Chiara (17) (links) ist enttäuscht: „Hab erwartet, dass sich die drei so unterschiedlichen Parteien doch irgendwie zusammenraufen können, um eine Partei zu verhindern, die definitiv unseren Staat zersetzen will.“ (Bild: Hannah Tilly)
Chiara (17) (links) ist enttäuscht: „Hab erwartet, dass sich die drei so unterschiedlichen Parteien doch irgendwie zusammenraufen können, um eine Partei zu verhindern, die definitiv unseren Staat zersetzen will.“

„Müssen anfangen, Geschichte zu lernen“
„Ich finde es einfach wichtig, kundzumachen, dass nicht ganz Österreich hinter einem Kanzler Kickl steht. 71 Prozent haben NICHT die Freiheitliche Partei gewählt. Und eine rechtsextreme Partei regieren zu lassen, hat in der Vergangenheit uns Steuerzahler unfassbar viel Geld gekostet mit all den Untersuchungsausschüssen rund um Grasser, Strache und Co. Wir müssen anfangen, Geschichte zu lernen, wie es Kreisky schon sagte“, zeigt sich der Student Leon überzeugt.

Staus und Straßensperren
Der ÖAMTC warnte vor Behinderungen im Straßenverkehr. „Auf der Ringstraße und den angrenzenden Straßenzügen kann es jederzeit zu Sperren kommen“, heißt es auf dessen Webseite. Der Tipp: großräumig ausweichen.

Mögliche Staupunkte

  • Ring ab Schwarzenbergplatz
  • Zweierlinie (Vordere und Hintere Zollamtsstraße bis Schwarzenbergplatz und weiter Richtung Landesgericht)
  • Schwarzenberg- und Karlsplatz
  • Wiedner Hauptstraße/Kärntner Straße
  • Rechte Wienzeile
  • Burggasse
  • Rennweg
  • Prinz-Eugen-Straße

Hunderte in Innsbruck und Graz
Auch in Innsbruck trafen sich die Gegner einer etwaigen blau-schwarzen Bundesregierung am frühen Donnerstagabend in der Innenstadt. Vor der Annasäule in der Maria-Theresien-Straße versammelten sich die Demo-Teilnehmer, die einem Aufruf des „Bündnis gegen Rechts“ gefolgt waren. Es nahmen rund 500 Menschen an der bisher ruhig verlaufenden Kundgebung teil, hieß es von der Polizei.

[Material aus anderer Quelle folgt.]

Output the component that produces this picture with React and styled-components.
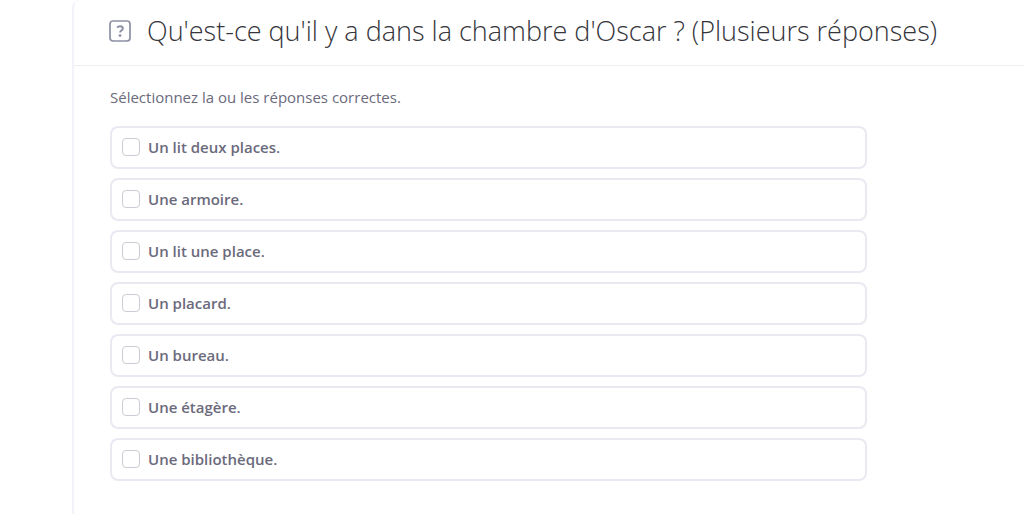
import React from "react";
import styled, { createGlobalStyle } from "styled-components";

const GlobalStyle = createGlobalStyle`
  *, *::before, *::after { box-sizing: border-box; }
  body {
    margin: 0;
    background: #fff;
    color: #6b6a7c;
    font-family: "Open Sans", "Noto Sans", sans-serif;
  }
`;

const Page = styled.main`
  min-height: 100vh;
  padding-left: 72px;
  display: flex;
`;

const Card = styled.form`
  flex: 1;
  min-width: 0;
  border-left: 2px solid #f2f2f9;
  border-top-left-radius: 8px;
`;

const Header = styled.header`
  display: flex;
  align-items: center;
  gap: 15px;
  min-height: 66px;
  padding: 0 24px 4px 34px;
  border-bottom: 1px solid #edeef1;
`;

const QuestionIcon = styled.svg`
  flex: none;
  width: 24px;
  height: 24px;
`;

const Title = styled.h1`
  margin: 0;
  color: #35353b;
  font-size: 27px;
  font-weight: 300;
  line-height: 36px;
`;

const Answers = styled.fieldset`
  min-width: 0;
  margin: 0;
  padding: 20px 36px 32px;
  border: 0;
`;

const Hint = styled.p`
  margin: 0 0 18px;
  font-size: 15px;
  line-height: 22px;
`;

const Options = styled.ul`
  display: grid;
  gap: 9px;
  max-width: 757px;
  margin: 0;
  padding: 0;
  list-style: none;
`;

const Option = styled.label`
  display: flex;
  align-items: center;
  gap: 8px;
  min-height: 43px;
  padding: 8px 10px 9px;
  border: 2px solid #e9eaf1;
  border-radius: 8px;
  font-size: 15px;
  font-weight: 600;
  line-height: 22px;
  cursor: pointer;
`;

const Checkbox = styled.input`
  appearance: none;
  flex: none;
  width: 18px;
  height: 18px;
  margin: 0;
  border: 1px solid #cbccd4;
  border-radius: 4px;
  background: #fff;
  cursor: pointer;

  &:checked {
    border-color: #6b6a7c;
    background: #6b6a7c;
    box-shadow: inset 0 0 0 3px #fff;
  }
`;

const answers = [
  "Un lit deux places.",
  "Une armoire.",
  "Un lit une place.",
  "Un placard.",
  "Un bureau.",
  "Une étagère.",
  "Une bibliothèque.",
];

export default function App() {
  return (
    <>
      <GlobalStyle />
      <Page>
        <Card>
          <Header>
            <QuestionIcon viewBox="0 0 24 24" fill="none" aria-hidden="true">
              <rect x="2" y="2" width="20" height="20" rx="3" stroke="#8d90a5" strokeWidth="1.7" />
              <path d="M9.2 8.8C9.8 7.700 10.800 7.200 12 7.200c1.700 0 2.800.9 2.800 2.300 0 2-2.700 2.100-2.700 4" stroke="#8d90a5" strokeWidth="2" />
              <circle cx="12" cy="16.600" r="1.400" fill="#8d90a5" />
            </QuestionIcon>
            <Title>Qu'est-ce qu'il y a dans la chambre d'Oscar ? (Plusieurs réponses)</Title>
          </Header>
          <Answers aria-labelledby="hint">
            <Hint id="hint">Sélectionnez la ou les réponses correctes.</Hint>
            <Options>
              {answers.map((text, i) => (
                <li key={text}>
                  <Option htmlFor={`answer-${i}`}>
                    <Checkbox type="checkbox" id={`answer-${i}`} name="answers" value={text} />
                    {text}
                  </Option>
                </li>
              ))}
            </Options>
          </Answers>
        </Card>
      </Page>
    </>
  );
}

In Graz ist Donnerstagnachmittag ebenfalls demonstriert worden: 100 bis 200 Frauen, Männer und Kinder hatten sich am Südtirolerplatz versammelt. Das Bündnis „Offensive gegen Rechts Steiermark“ hatte zur Kundgebung geladen. Daran beteiligt waren mehrere Organisationen und Gruppierungen wie etwa die „Omas gegen Rechts“ oder auch die „Revolutionäre Kommunistische Partei“. Zusammen demonstrierten sie „gegen Blau-Schwarz“ und „gegen einen Bundeskanzler Kickl“. Unter den gesungenen Parolen war zu hören: „Was bedeutet Schwarz und Blau? Rassismus und Sozialabbau.“

Außerdem wurde bei der Kundgebung für eine Demonstration gegen den Grazer Akademikerball am 25. Jänner geworben. In den kommenden Wochen ist jeweils donnerstags wieder eine Demonstration gegen Rechts in Graz angemeldet.

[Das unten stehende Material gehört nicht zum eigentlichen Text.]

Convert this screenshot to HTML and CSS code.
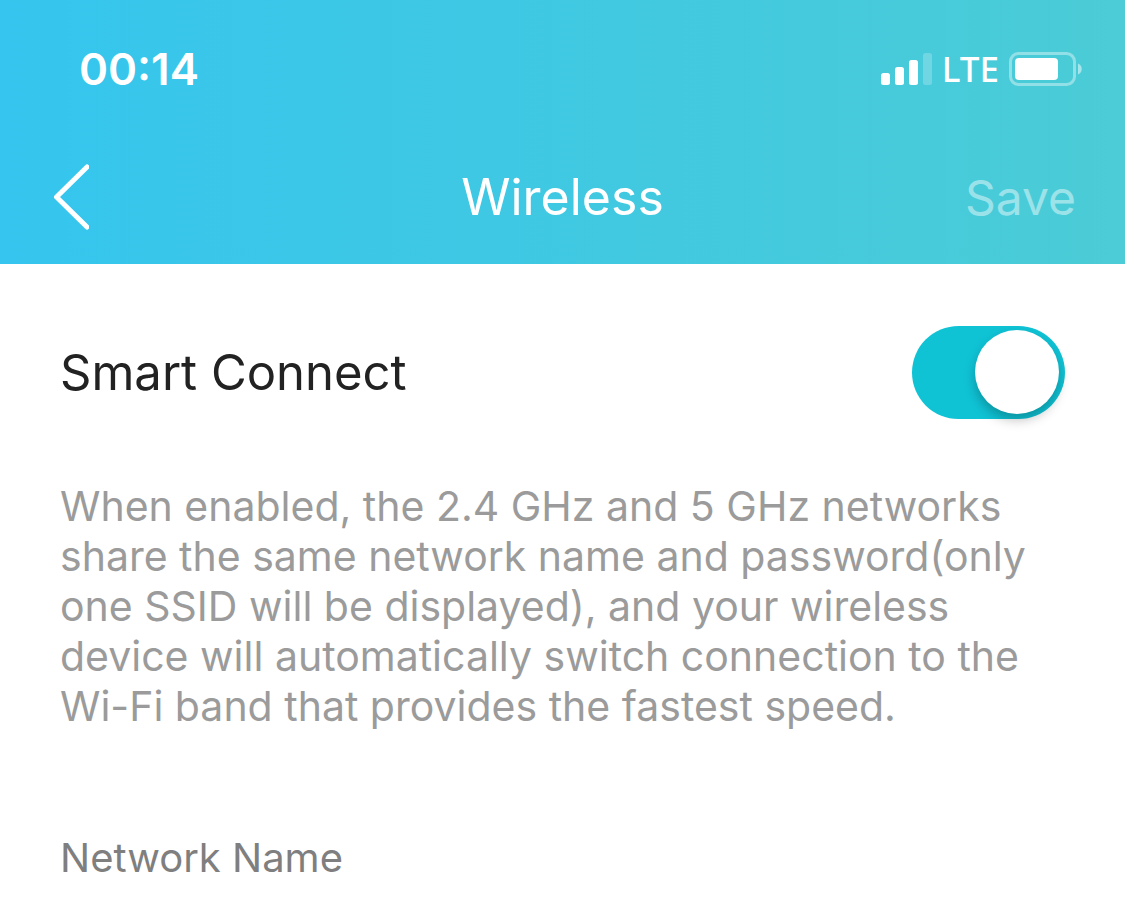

Comeback der Donnerstagsdemos möglich
Die Demonstrationen könnten auch abseits von Graz der Startschuss für eine Neuauflage der Donnerstagsdemos sein. Nach der Angelobung der ersten schwarz-blauen Koalition im Februar 2000 hatten sich mehr als 150.000 Menschen am Wiener Heldenplatz versammelt, um gegen die neue ÖVP-FPÖ-Regierung und deren befürchteten „Rassismus und Sozialabbau“ zu protestieren. In den folgenden zwei Jahren fanden wöchentlich Kundgebungen mit Tausenden Demonstrierenden statt.

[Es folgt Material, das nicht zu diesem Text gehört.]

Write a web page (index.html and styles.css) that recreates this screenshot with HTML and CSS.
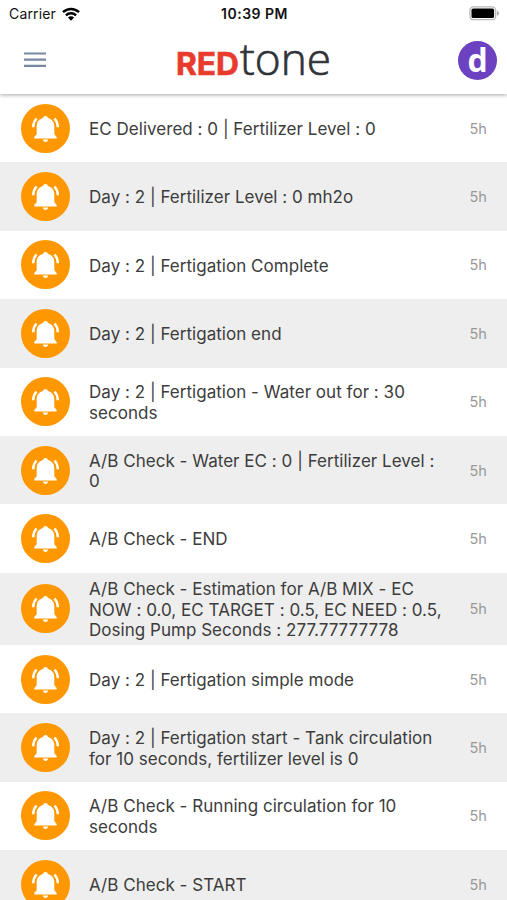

Ab Oktober 2018 wurden die Demos wegen Türkis-Blau unter ÖVP-Regierungschef Sebastian Kurz und FPÖ-Vizekanzler Heinz-Christian Strache in Wien und anderen Städten wiederbelebt. Sie fanden ein natürliches Ende, als die Ibiza-Affäre die Koalition sprengte. Auch nach der jüngsten Nationalratswahl, die für die FPÖ ein Rekordergebnis von 29 Prozent brachte, waren Anfang Oktober bereits Tausende gegen eine mögliche Regierungsbeteiligung der FPÖ auf die Straße gegangen. Die Veranstalter sprachen von 25.000 Teilnehmern.